Israeli fundamentalism has long since outgrown its secular, Zionist roots. Today, it is the force that powers the burgeoning settlement movement and a wide swathe of the Israeli population beyond, including many formerly non-Zionist ultra-orthodox and the so-called traditional Jews who gravitate to Shas. The rabbis in the settlements teach biblical injunctions (such as the right to kill non-Jews in certain circumstances) as if they were modern jurisprudence.

I’m not much of a bible scholar, but it’s my understanding that, in different passages in the bible, God promises to the Jews land that belongs to all sorts of people (Hittites, Canaanites etc.) and in all sorts of places – including on the east side of the Jordan, of course. He also instructs the Jews to wipe out all their enemies, including women, children and assorted domesticated animals.

To the contemporary Jewish fundamentalist, these aren’t just ancient texts, to be studied dispassionately. These are the word of the Lord – to be obeyed and implemented. They have the same weight as the Constitution has in the US (which is why Israel has never been able to draw up a constitution; in the eyes of many, it already has one.) The bible is taken very literally in the modern state of Israel, despite its high-tech industries and Nobel laureates in chemistry.

Bibi Netanyahu understand that.

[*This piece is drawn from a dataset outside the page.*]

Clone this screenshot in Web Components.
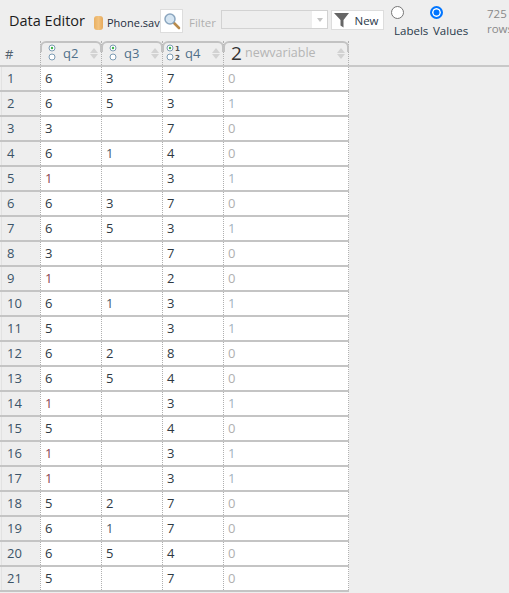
<!DOCTYPE html>
<html><head><meta charset="utf-8"><style>
html,body{margin:0;padding:0;height:593px;overflow:hidden;background:#eeeeee}
body{font-family:"Open Sans","Noto Sans",sans-serif}
</style></head><body>
<data-editor></data-editor>
<script>
const SCALE=`<svg width="10" height="17" viewBox="0 0 10 17"><circle cx="5" cy="4" r="3" fill="#fff" stroke="#7d9cb4"/><circle cx="5" cy="4" r="1.2" fill="#3cb54a"/><circle cx="5" cy="13" r="3" fill="#fff" stroke="#7d9cb4"/></svg>`;
const ORD=`<svg width="18" height="17" viewBox="0 0 18 17"><circle cx="4" cy="4" r="3" fill="#fff" stroke="#7d9cb4"/><circle cx="4" cy="4" r="1.2" fill="#3cb54a"/><circle cx="4" cy="13" r="3" fill="#fff" stroke="#7d9cb4"/><text x="9" y="7" font-family="DejaVu Sans" font-weight="700" font-size="7" fill="#555">1</text><text x="9" y="16" font-family="DejaVu Sans" font-weight="700" font-size="7" fill="#555">2</text></svg>`;
class ColHead extends HTMLElement{
  connectedCallback(){
    const s=this.attachShadow({mode:'open'});
    const k=this.getAttribute('kind');
    const icon=k==='ord'?ORD:k==='num'?'<span class="two">2</span>':SCALE;
    s.innerHTML=`<style>
    :host{display:flex;box-sizing:border-box;height:24px;align-items:center;border-left:1px dotted #b0b0b0;padding:0 2px 0 ${k==='ord'?'3px':k==='num'?'7px':'6px'};color:#50708a;font-size:13px;position:relative;margin-top:3px}
    :host(:last-child){border-right:1px dotted #b0b0b0}
    .cap{position:absolute;left:-1px;right:-1px;top:0;height:9px;border:2px solid #c2c2c2;border-bottom:0;border-radius:6px 6px 0 0;pointer-events:none}
    .i{display:flex;flex:none;width:${k==='ord'?'18px':k==='num'?'14px':'10px'};margin-top:-1px}
    .l{flex:1;margin-left:${k==='ord'?'1px':k==='num'?'0':'6px'};white-space:nowrap;margin-top:-1px;${k==='num'?'color:#b5b5b5;font-size:12.5px;':''}}
    .two{font-size:19px;color:#333;line-height:20px}
    .sort{flex:none;display:flex;flex-direction:column;gap:1px;margin-top:1px;margin-right:1px}
    .sort i{display:block;width:0;height:0;border:4px solid transparent;border-top:0;border-bottom:5px solid #d2d2d2}
    .sort i+i{border-bottom:0;border-top:5px solid #d2d2d2}
    </style><span class="cap"></span><span class="i">${icon}</span><span class="l"><slot></slot></span><span class="sort"><i></i><i></i></span>`;
  }
}
customElements.define('col-head',ColHead);
class DataGrid extends HTMLElement{
  connectedCallback(){
    const s=this.attachShadow({mode:'open'});
    const rows=[[6,3,7,0],[6,5,3,1],[3,'',7,0],[6,1,4,0],[1,'',3,1],[6,3,7,0],[6,5,3,1],[3,'',7,0],[1,'',2,0],[6,1,3,1],[5,'',3,1],[6,2,8,0],[6,5,4,0],[1,'',3,1],[5,'',4,0],[1,'',3,1],[1,'',3,1],[5,2,7,0],[6,1,7,0],[6,5,4,0],[5,'',7,0]];
    const cls=(v,c)=>c===3?(v===1?'n1':'n0'):(c===0&&v===1?'red':(v===1?'blue':''));
    const body=rows.map((r,i)=>`<div class="row"><div class="idx">${i+1}</div>${r.map((v,c)=>`<div class="cell ${cls(v,c)}">${v}</div>`).join('')}</div>`).join('');
    s.innerHTML=`<style>
    :host{display:block;font-size:13px;color:#2e3944}
    .head{display:grid;grid-template-columns:40px 61px 61px 61px 126px;height:27px;border-bottom:2px solid #c8c8c8;width:100%;box-sizing:content-box;grid-auto-rows:27px}
    .hash{font-size:13px;color:#50606e;padding:7px 0 0 5px}
    .row{display:grid;grid-template-columns:40px 61px 61px 61px 126px;height:25px;box-sizing:border-box;width:349px;border-bottom:2px solid #c4c4c4}
    .idx{color:#3b5468;padding-left:5px;line-height:23px;border-left:1px solid #e2e2e2;margin-left:1px}
    .cell{background:#fff;border-left:1px dotted #b0b0b0;padding-left:4px;line-height:23px;height:23px}
    .cell:last-child{border-right:1px dotted #b0b0b0}
    .red{color:#8a4450}.blue{color:#45596a}.n0{color:#b0b0b0}.n1{color:#a3b3bf}
    </style><div class="head"><div class="hash">#</div>
    <col-head kind="scale">q2</col-head><col-head kind="scale">q3</col-head><col-head kind="ord">q4</col-head><col-head kind="num">newvariable</col-head></div>${body}`;
  }
}
customElements.define('data-grid',DataGrid);
class EditorBar extends HTMLElement{
  connectedCallback(){
    const s=this.attachShadow({mode:'open'});
    s.innerHTML=`<style>
    :host{display:flex;height:38px;align-items:flex-start;color:#222;box-sizing:border-box;padding-left:9px;overflow:hidden;white-space:nowrap}
    .title{font-size:14.5px;margin-top:11px;color:#1c1c1c;width:85px;flex:none}
    .file{display:flex;align-items:center;flex:none;margin:15px 0 0 0;font-size:11px;width:66px;color:#1c2c3c}
    .cyl{width:9px;height:14px;background:linear-gradient(90deg,#e9b062,#f2c27e 50%,#e6aa5c);border-radius:3px;margin-right:4px;flex:none}
    .btn{background:#fff;border:1px solid #ddd;box-sizing:border-box;display:flex;align-items:center;justify-content:center;flex:none}
    .s{width:23px;height:24px;margin-top:9px}
    .f{font-size:11.5px;color:#b0b0b0;margin:15px 0 0 6px;width:32px;flex:none}
    .sel{width:107px;height:19px;margin-top:10px;flex:none;box-sizing:border-box;border:1px solid #d2d2d2;background:#eee;display:flex;justify-content:flex-end}
    .sel b{display:flex;width:15px;background:#fff;align-items:center;justify-content:center}
    .sel b::after{content:"";border:3px solid transparent;border-top:4px solid #c4c4c4;border-bottom:0}
    .new{margin:10px 0 0 3px;width:53px;height:20px;font-size:11.5px;gap:4px;color:#2a3a4a;padding-right:2px}
    .radio{flex:none;width:39px;font-size:11.5px;color:#28394a;height:38px}
    .o{display:block;width:13px;height:13px;box-sizing:border-box;border-radius:50%;border:1px solid #767676;background:#fff;margin-top:6px}
    .o.on{border:2px solid #0075ff;background:#0075ff;box-shadow:inset 0 0 0 1.5px #fff}
    .radio span{display:block;margin:4px 0 0 3px}
    .rows{font-size:11.5px;color:#8a8a8a;line-height:15px;margin:6px 0 0 18px;flex:none}
    </style>
    <div class="title">Data Editor</div>
    <div class="file"><span class="cyl"></span>Phone.sav</div>
    <div class="btn s"><svg width="18" height="18" viewBox="0 0 18 18"><path d="M10.5 10.5L16 16" stroke="#b98b4c" stroke-width="2.6" stroke-linecap="round"/><circle cx="7" cy="7" r="5" fill="#d5e5f2" stroke="#8ba6bf" stroke-width="1.5"/></svg></div>
    <div class="f">Filter</div>
    <div class="sel"><b></b></div>
    <div class="btn new"><svg width="16" height="16" viewBox="0 0 16 16"><path d="M0 1H15L9.5 8V15.5L6.5 13.5V8Z" fill="#666"/></svg>New</div>
    <div class="radio" style="margin-left:7px"><i class="o"></i><span>Labels</span></div>
    <div class="radio"><i class="o on"></i><span>Values</span></div>
    <div class="rows">725<br>rows</div>`;
  }
}
customElements.define('editor-bar',EditorBar);
class DataEditor extends HTMLElement{
  connectedCallback(){
    const s=this.attachShadow({mode:'open'});
    s.innerHTML=`<style>:host{display:block;width:509px;height:593px;overflow:hidden;background:#eee}</style><editor-bar></editor-bar><data-grid></data-grid>`;
  }
}
customElements.define('data-editor',DataEditor);
</script></body></html>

He knows that by getting the Palestinians (the descendants of the Canaanites etc.) to recognize Israel as a Jewish state, he would be implicitly getting them to agree to their own illegitimacy; they would be undermining the very state they are trying to establish.

A Jewish state of Israel does not tolerate any state other than itself between the sea and somewhere in the area of what used to be Mesopotamia. Nor does it tolerate non-Jews. In fact, a Jewish state, as described in the bible and embraced by the Israeli fundamentalists, is in constant war with the non-Jews in the region and tries its best to wipe them out.

Is it any wonder, then, that the Palestinians refuse to recognize Israel as a Jewish state?